Heather also had the privilege of watching Ruth Bader Ginsberg in action at the Supreme Court, and came to know what the word Feminism meant.  It wouldn’t be until much later (2022) that Heather would realize that long-lasting social change is usually grass-roots and gradual rather than top-down.  Heather has been known to speak publicly AS her hero, Ruth Bader Ginsberg.

Inspired by her year in Turkey, Heather, became a self-defense instructor and had plenty of practice walking to law school every day on the streets of our nation’s capital.  Once she felt empowered to strategically fight back, use her voice, and body language to communicate her strength, her experience of the world shifted to one of safety rather than fear of danger.

She chose Georgetown Law Center because it was the only law school with a clinic where she could learn to draft and pass federal legislation, and so she did, on behalf of people with disabilities.  After lobbying with talking points on Capital Hill, she realized that lawmaking wasn’t based on merit, truth or even common sense, but mostly on wealth, privilege and retaining both.  

In hopes of making a difference without losing her soul, she followed her passion for social justice to finish law school at Boalt Hall, Berkeley, California, where she became a civil rights attorney.  

Under the mentorship of Pamela Price and George Holland, both esteemed African-American litigation attorneys in Oakland.  Although they always won their legal battles, she felt like she was losing the “war.”  

Even if she had the power to put every rapist behind bars, she knew they would be released on good behavior and that society would just produce more.  Although her clients received compensation, she always wondered if being retraumatized by the process itself was really worth it.   

After working 14-hour days 6 days-a-week, she became disillusioned by the injustice of the “justice system” and created her own law firm to empower clients to opt-out of the court system instead.  She thought, “Why play someone else’s game when you can create your own?”  

With $135,000 in student loan debt, she started out alone in a tiny office with no windows and lived on a sailboat for over 10 years in the San Francisco Bay.  

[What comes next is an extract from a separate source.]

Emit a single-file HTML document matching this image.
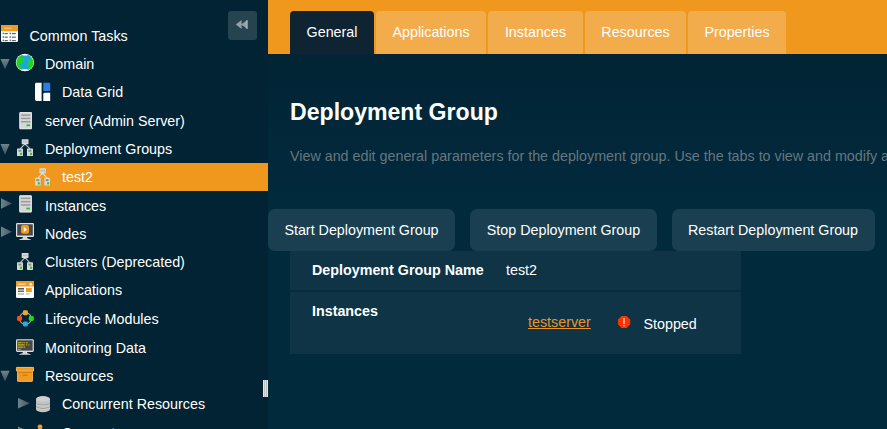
<!DOCTYPE html>
<html><head><meta charset="utf-8">
<style>
html,body{margin:0;padding:0}
body{width:887px;height:429px;overflow:hidden;position:relative;background:#012a3d;font-family:"Liberation Sans",sans-serif;font-size:14.3px;color:#fff}
#side{position:absolute;left:0;top:0;width:268px;height:429px;background:#022333;overflow:hidden}
.row{position:absolute;left:0;width:268px;height:28px;line-height:28px;white-space:nowrap}
#selbg{position:absolute;left:0;top:163px;width:268px;height:28px;background:#f0981e}
.row .t{position:absolute;top:0}
.arr{position:absolute;width:0;height:0}
.arr.d{border-left:5px solid transparent;border-right:5px solid transparent;border-top:9px solid #6d7f88}
.arr.r{border-top:5px solid transparent;border-bottom:5px solid transparent;border-left:9px solid #6d7f88}
.ico{position:absolute}
#collapse{position:absolute;left:228px;top:11px;width:29px;height:29px;background:#264350;border-radius:3px}
#grad{position:absolute;left:268px;top:54px;width:619px;height:150px;background:linear-gradient(180deg,#022434,#012a3d)}
#hdr{position:absolute;left:268px;top:0;width:619px;height:54px;background:#f0981e}
.tab{position:absolute;top:11px;height:43px;line-height:42px;background:#f3ac4c;border-radius:4px 4px 0 0;text-align:center;color:#fff}
.tab.act{background:#0e2433}
h1{position:absolute;left:290px;top:98px;margin:0;font-size:23.1px;font-weight:bold;line-height:28px;white-space:nowrap}
#desc{position:absolute;left:290px;top:147px;color:#68767d;white-space:nowrap;line-height:18px}
.btn{position:absolute;top:209px;height:42px;line-height:42px;background:#1a3f50;border-radius:7px;text-align:center;color:#fff}
#tbl{position:absolute;left:290px;top:251px;width:451px;height:102.5px;background:#0e3446}
#tbl b,#tbl span{position:absolute;line-height:18px;white-space:nowrap}
#sep{position:absolute;left:0;top:38.7px;width:451px;height:2.3px;background:#082c3d}
#lnk{color:#e8952a;text-decoration:underline}
</style></head><body>
<div id="side">
 <div id="selbg"></div>
 <div class="row" style="top:22px"><span class="t" style="left:29.5px">Common Tasks</span></div>
 <div class="row" style="top:50px"><span class="t" style="left:45px">Domain</span></div>
 <div class="row" style="top:78px"><span class="t" style="left:62px">Data Grid</span></div>
 <div class="row" style="top:107px"><span class="t" style="left:45px">server (Admin Server)</span></div>
 <div class="row" style="top:135px"><span class="t" style="left:45px">Deployment Groups</span></div>
 <div class="row" style="top:163px"><span class="t" style="left:62px">test2</span></div>
 <div class="row" style="top:192px"><span class="t" style="left:45px">Instances</span></div>
 <div class="row" style="top:220px"><span class="t" style="left:45px">Nodes</span></div>
 <div class="row" style="top:248px"><span class="t" style="left:45px">Clusters (Deprecated)</span></div>
 <div class="row" style="top:276px"><span class="t" style="left:45px">Applications</span></div>
 <div class="row" style="top:305px"><span class="t" style="left:45px">Lifecycle Modules</span></div>
 <div class="row" style="top:334px"><span class="t" style="left:45px">Monitoring Data</span></div>
 <div class="row" style="top:362px"><span class="t" style="left:45px">Resources</span></div>
 <div class="row" style="top:390px"><span class="t" style="left:62px">Concurrent Resources</span></div>
 <div class="row" style="top:419px"><span class="t" style="left:62px">Connectors</span></div>
 <div id="collapse"></div>
<svg id="icons" width="268" height="429" viewBox="0 0 268 429" style="position:absolute;left:0;top:0">
<defs>
 <linearGradient id="gd" x1="0" y1="0" x2="0" y2="1"><stop offset="0" stop-color="#70838c"/><stop offset="1" stop-color="#3f5665"/></linearGradient>
 <linearGradient id="gr" x1="0" y1="0" x2="1" y2="0"><stop offset="0" stop-color="#70838c"/><stop offset="1" stop-color="#3f5665"/></linearGradient>
 <g id="srv">
  <rect x="0" y="0" width="12.7" height="17.2" rx="1" fill="#d6d6d6"/>
  <rect x="0.6" y="0.6" width="11.5" height="16" rx="0.6" fill="none" stroke="#e6e6e6" stroke-width="0.8"/>
  <rect x="1.6" y="2.4" width="9.5" height="1.5" fill="#9a9a9a"/>
  <rect x="1.6" y="5.7" width="9.5" height="1.5" fill="#9a9a9a"/>
  <rect x="1.6" y="9" width="9.5" height="1.5" fill="#9a9a9a"/>
  <rect x="7.2" y="12.4" width="3.6" height="1.8" fill="#22cc22"/>
 </g>
 <g id="tree">
  <path d="M8 4.6 L3 9.8 M8 4.6 L13 9.8" stroke="#ffffff" stroke-opacity="0.72" stroke-width="1.1" fill="none"/>
  <rect x="4.7" y="0" width="6.8" height="5" rx="0.5" fill="#dcdcdc"/>
  <rect x="5.7" y="1.5" width="4.8" height="1.8" fill="#bdbdbd"/>
  <path d="M7 5 H9.2 L8.1 6 Z" fill="#e6e6e6"/>
  <rect x="0" y="9.2" width="6" height="7.7" rx="0.7" fill="#d8d8d8"/>
  <rect x="10" y="9.2" width="6" height="7.7" rx="0.7" fill="#d8d8d8"/>
  <rect x="1.4" y="10.6" width="3" height="1.9" fill="#8c8c8c"/>
  <rect x="11.4" y="10.6" width="3" height="1.9" fill="#8c8c8c"/>
  <rect x="2.9" y="13.6" width="2.2" height="2.2" fill="#22cc22"/>
  <rect x="12.9" y="13.6" width="2.2" height="2.2" fill="#22cc22"/>
 </g>
 <g id="mon">
  <rect x="0" y="0" width="18" height="13.8" rx="1.2" fill="#dedede"/>
  <rect x="1.2" y="1.2" width="15.6" height="11.2" fill="#474747"/>
  <path d="M7 13.8 L11 13.8 L11.6 15.4 L14.8 16.3 L14.8 17 L3.2 17 L3.2 16.3 L6.4 15.4 Z" fill="#d6d6d6"/>
 </g>
</defs>
<!-- arrows -->
<path d="M0.5 59 L9.6 59 L5 69.2 Z" fill="url(#gd)"/>
<path d="M0.5 144 L9.6 144 L5 154.7 Z" fill="url(#gd)"/>
<path d="M0.5 370.8 L9.6 370.8 L5 381.4 Z" fill="url(#gd)"/>
<path d="M1 198.3 L12 203.5 L1 208.7 Z" fill="url(#gr)"/>
<path d="M1 226.6 L12 231.8 L1 237 Z" fill="url(#gr)"/>
<path d="M18 398 L29.8 403.2 L18 408.4 Z" fill="url(#gr)"/>
<path d="M18 426.5 L29.8 431.7 L18 436.9 Z" fill="url(#gr)"/>
<!-- common tasks -->
<g transform="translate(1,25)">
 <rect x="0" y="0" width="17" height="17" rx="1.2" fill="#fff"/>
 <path d="M0 6.2 V1.2 Q0 0 1.2 0 H15.8 Q17 0 17 1.2 V6.2 Z" fill="#f29a1f"/>
 <rect x="3" y="2.6" width="7.5" height="1.4" fill="#f6c070"/>
 <g fill="#62676d">
  <rect x="1.6" y="7.6" width="1.3" height="1.6"/><rect x="3.6" y="8" width="3.2" height="1.2"/><rect x="8.6" y="7.6" width="1.3" height="1.6"/><rect x="10.8" y="8" width="4" height="1.2"/>
  <rect x="1.6" y="11.2" width="1.3" height="1.6"/><rect x="3.6" y="11.6" width="3.2" height="1.2"/><rect x="8.6" y="11.2" width="1.3" height="1.6"/><rect x="10.8" y="11.6" width="4" height="1.2"/>
  <rect x="1.6" y="14.6" width="1.3" height="1.6"/><rect x="3.6" y="15" width="3.2" height="1.2"/><rect x="8.6" y="14.6" width="1.3" height="1.6"/><rect x="10.8" y="15" width="4" height="1.2"/>
 </g>
</g>
<!-- domain globe -->
<g>
 <ellipse cx="24.9" cy="62.5" rx="9.1" ry="8.7" fill="#fff"/>
 <clipPath id="gc"><ellipse cx="24.9" cy="62.5" rx="8.6" ry="8.3"/></clipPath>
 <g clip-path="url(#gc)">
  <rect x="16" y="55.3" width="18" height="14.4" fill="#1ed61e"/>
  <path d="M21 55.3 L29.5 55.3 L31 58 L30.5 60 L28 61 L28.5 63.5 L27.5 65.5 L29 67.5 L28.5 69.7 L22 69.7 L22.5 67.5 L21 66 L19 66.5 L20 64 L22.5 62.5 L24.5 60 L23 58 L21.5 57.5 Z" fill="#1ea4e0"/>
  <circle cx="28.6" cy="59.2" r="0.8" fill="#1ed61e"/>
  <path d="M21.5 54 H28.3 L27 55.6 H22.8 Z" fill="#fff"/>
  <path d="M21.5 71 H28.3 L27.3 69.3 H22.5 Z" fill="#fff"/>
 </g>
</g>
<!-- data grid -->
<g>
 <path d="M36.4 82.8 H41.6 V101 H36.4 Q35 101 35 99.6 V84.2 Q35 82.8 36.4 82.8 Z" fill="#fff"/>
 <path d="M43.3 82.8 H48.8 Q50.2 82.8 50.2 84.2 V91 H43.3 Z" fill="#2f7de1"/>
 <path d="M44.7 92.8 H50.2 V101 H43.3 V94.2 Q43.3 92.8 44.7 92.8 Z" fill="#fff"/>
</g>
<!-- server -->
<use href="#srv" x="19.3" y="112"/>
<!-- deployment groups -->
<use href="#tree" x="17" y="139.2"/>
<!-- test2 -->
<g transform="translate(35.1,168.2) scale(0.93,1.03)"><use href="#tree"/></g>
<!-- instances -->
<use href="#srv" x="19.2" y="195.2"/>
<!-- nodes -->
<g transform="translate(16,223.1)">
 <use href="#mon"/>
 <rect x="5" y="2" width="8" height="8.6" rx="2" fill="#f29a1f"/>
 <path d="M7.8 3.8 L11 6.3 L7.8 8.8 Z" fill="#fff"/>
</g>
<!-- clusters -->
<use href="#tree" x="17" y="253"/>
<!-- applications -->
<g transform="translate(16,281)">
 <rect x="0" y="0" width="18" height="17" rx="1.3" fill="#fff"/>
 <path d="M0 5.6 V1.3 Q0 0 1.3 0 H16.7 Q18 0 18 1.3 V5.6 Z" fill="#f29a1f"/>
 <rect x="1.6" y="2.4" width="8" height="1.5" fill="#f9d29a"/>
 <circle cx="14.8" cy="3.2" r="1.3" fill="#fff"/>
 <rect x="2" y="7" width="6" height="1.6" fill="#5a5a5a"/>
 <rect x="2" y="9.5" width="6" height="1.5" fill="#6a6a6a"/>
 <rect x="2" y="12.2" width="6" height="1.5" fill="#b5b5b5"/>
 <rect x="10" y="7" width="5.8" height="4" fill="#f29a1f"/>
 <rect x="10" y="12.2" width="3.6" height="1.5" fill="#c5c5c5"/>
</g>
<!-- lifecycle -->
<g>
 <circle cx="25.4" cy="318.5" r="5.9" fill="none" stroke="#97a3a8" stroke-width="1.2"/>
 <rect x="22.9" y="310.3" width="5" height="4.9" rx="1.4" fill="#f5a623"/>
 <rect x="17" y="316" width="5" height="5" rx="1.4" fill="#f4511e"/>
 <rect x="28.8" y="316" width="5" height="5" rx="1.4" fill="#1ed81e"/>
 <rect x="22.9" y="321.6" width="5" height="4.9" rx="1.4" fill="#29a9e6"/>
</g>
<!-- monitoring -->
<g transform="translate(16,339.2) scale(0.99,0.92)">
 <use href="#mon"/>
 <g fill="#d6c312" opacity="0.78">
  <rect x="2" y="3.1" width="3" height="1.4"/><rect x="5.6" y="3.1" width="1.2" height="1.4"/><rect x="7.6" y="3.1" width="1.2" height="1.4"/><rect x="10" y="3.1" width="1.8" height="1.4"/>
  <rect x="2" y="5.4" width="6.8" height="1.5"/><rect x="10" y="5.4" width="1.2" height="1.5" opacity="0.8"/><rect x="11.8" y="5.4" width="2" height="1.5" opacity="0.6"/>
  <rect x="2" y="7.9" width="5" height="1.5"/><rect x="7.6" y="7.9" width="1.6" height="1.5"/>
  <rect x="2" y="10.4" width="2.8" height="1.3"/>
 </g>
</g>
<!-- resources -->
<g>
 <path d="M17.2 371.4 H32.8 V380.7 Q32.8 381.7 31.8 381.7 H18.2 Q17.2 381.7 17.2 380.7 Z" fill="#f29a1f"/>
 <path d="M17.6 371.4 V380.7 Q17.6 381.3 18.2 381.3 H31.8 Q32.4 381.3 32.4 380.7 V371.4" fill="none" stroke="#f8bd66" stroke-width="0.8"/>
 <rect x="17.9" y="371.4" width="14.2" height="1.6" fill="#cf8212"/>
 <rect x="16" y="367" width="18" height="4.4" rx="1" fill="#f29a1f"/>
 <rect x="16.4" y="367.4" width="17.2" height="3.6" rx="0.8" fill="none" stroke="#f8bd66" stroke-width="0.8"/>
 <rect x="22.4" y="374.6" width="5.2" height="1.2" fill="#c97a10"/>
</g>
<!-- concurrent db -->
<g>
 <path d="M36 399 A7 3 0 0 1 50 399 V409.2 A7 3 0 0 1 36 409.2 Z" fill="#c3c3c3"/>
 <ellipse cx="43" cy="399" rx="6.6" ry="2.5" fill="#cfcfcf"/>
 <path d="M36 402.4 A7 2.2 0 0 0 50 402.4 V403.4 A7 2.2 0 0 1 36 403.4Z" fill="#999"/>
 <path d="M36 405.8 A7 2.2 0 0 0 50 405.8 V406.8 A7 2.2 0 0 1 36 406.8Z" fill="#9c9c9c"/>
 <path d="M36 403.4 A7 2.2 0 0 0 50 403.4 V404.2 A7 2.2 0 0 1 36 404.2Z" fill="#d2d2d2"/>
 <path d="M36 406.8 A7 2.2 0 0 0 50 406.8 V407.6 A7 2.2 0 0 1 36 407.6Z" fill="#cdcdcd"/>
</g>
<!-- connectors -->
<circle cx="40" cy="426.9" r="2.4" fill="#f29a1f"/><rect x="39.3" y="427" width="1.4" height="3" fill="#f29a1f"/>
<!-- collapse -->
<path d="M241.6 20 V29 L235.8 24.5 Z M247.4 20 V29 L241 24.5 Z" fill="#93a1a7"/><rect x="246.6" y="20" width="0.8" height="9" fill="#c2cacd"/>
<!-- splitter handle -->
<rect x="263" y="380" width="5.2" height="17" fill="#e8e8e8"/>
<rect x="264.3" y="380" width="0.8" height="17" fill="#b0b0b0"/>
<rect x="266" y="380" width="0.8" height="17" fill="#b0b0b0"/>
</svg>
</div>
<div id="grad"></div>
<div id="hdr"></div>
<div class="tab act" style="left:290px;width:84px">General</div>
<div class="tab" style="left:376px;width:110px">Applications</div>
<div class="tab" style="left:488px;width:95px">Instances</div>
<div class="tab" style="left:585px;width:101px">Resources</div>
<div class="tab" style="left:688px;width:98px">Properties</div>
<h1>Deployment Group</h1>
<div id="desc">View and edit general parameters for the deployment group. Use the tabs to view and modify a deployment group.</div>
<div class="btn" style="left:268px;width:187px">Start Deployment Group</div>
<div class="btn" style="left:470px;width:187px">Stop Deployment Group</div>
<div class="btn" style="left:672px;width:202px;padding-right:1px">Restart Deployment Group</div>
<div id="tbl"><div id="sep"></div>
<b style="left:22px;top:10px">Deployment Group Name</b><span style="left:216px;top:10px">test2</span>
<b style="left:22px;top:51px">Instances</b><span id="lnk" style="left:238px;top:62px">testserver</span><span style="left:353.5px;top:64px">Stopped</span>
<svg width="14" height="14" viewBox="0 0 14 14" style="position:absolute;left:327px;top:64px"><path d="M4.6 1 H9.6 L13.2 4.6 V9.5 L9.6 13.1 H4.6 L1 9.5 V4.6 Z" fill="#ff3300"/><rect x="6" y="3" width="1.9" height="6" fill="#ffab94"/><rect x="6" y="9.8" width="1.9" height="1.5" fill="#ff9a80"/></svg>
</div>
</body></html>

Her favorite case ever involved “disappearing” one of her clients.  A young woman finishing her masters at the University of Berkeley asked me to “disappear” her.  When Heather asked, “why?” the woman explained that her family had immigrated to America from Yemen, and that in her cultural tradition, it is her brother’s job to kill her in the event she “dishonors” the family.  

The woman went on to share that she had fallen in love with a Berkeley student who was not Muslim, that he wanted to marry her, and that she was pregnant with their baby.  The circumstances qualified in her family as a “dishonor.”  

Heather helped her to confidentially change her name so she could courageously establish a new life in a safe environment.  She married, had the baby, and was able to reconnect with her family several months later without event.    

Over 20 years later, Heather continues to transform the practice of law by balancing a traditionally masculine system with feminine wisdom and instead of looking for power outside of herself, she finds it within.  She’s not willing to settle for basic human rights now.  She wants ALL of us to reach our greatest potential — freedom and fulfillment for all. 

And just when she thought she was truly free . . . 

She turned fifty-one and had never considered why she didn’t like to go to the doctor and have a pap smear.  She had been in denial since she was five when she had her first vaginal exam.  It was her first time ever to the doctor’s office.  She wondered if maybe he was looking for something with his fingers – maybe her lost coloring crayon?  Nope, no crayon.  No explanation was given.  No consent was requested.  Everyone just acted like it was “normal.”  Maybe it was back then.  We may never know.   

She shared this 46-year-old secret with her new doctor, and they conspired to create a Pap smear party where she could see her cervix in the mirror for the first time, where the nurse could cheer her on, and where they celebrated her informed consent.  

She hopes that one day, all women everywhere can know and expect informed consent to be the norm – a world where everyone feels safe.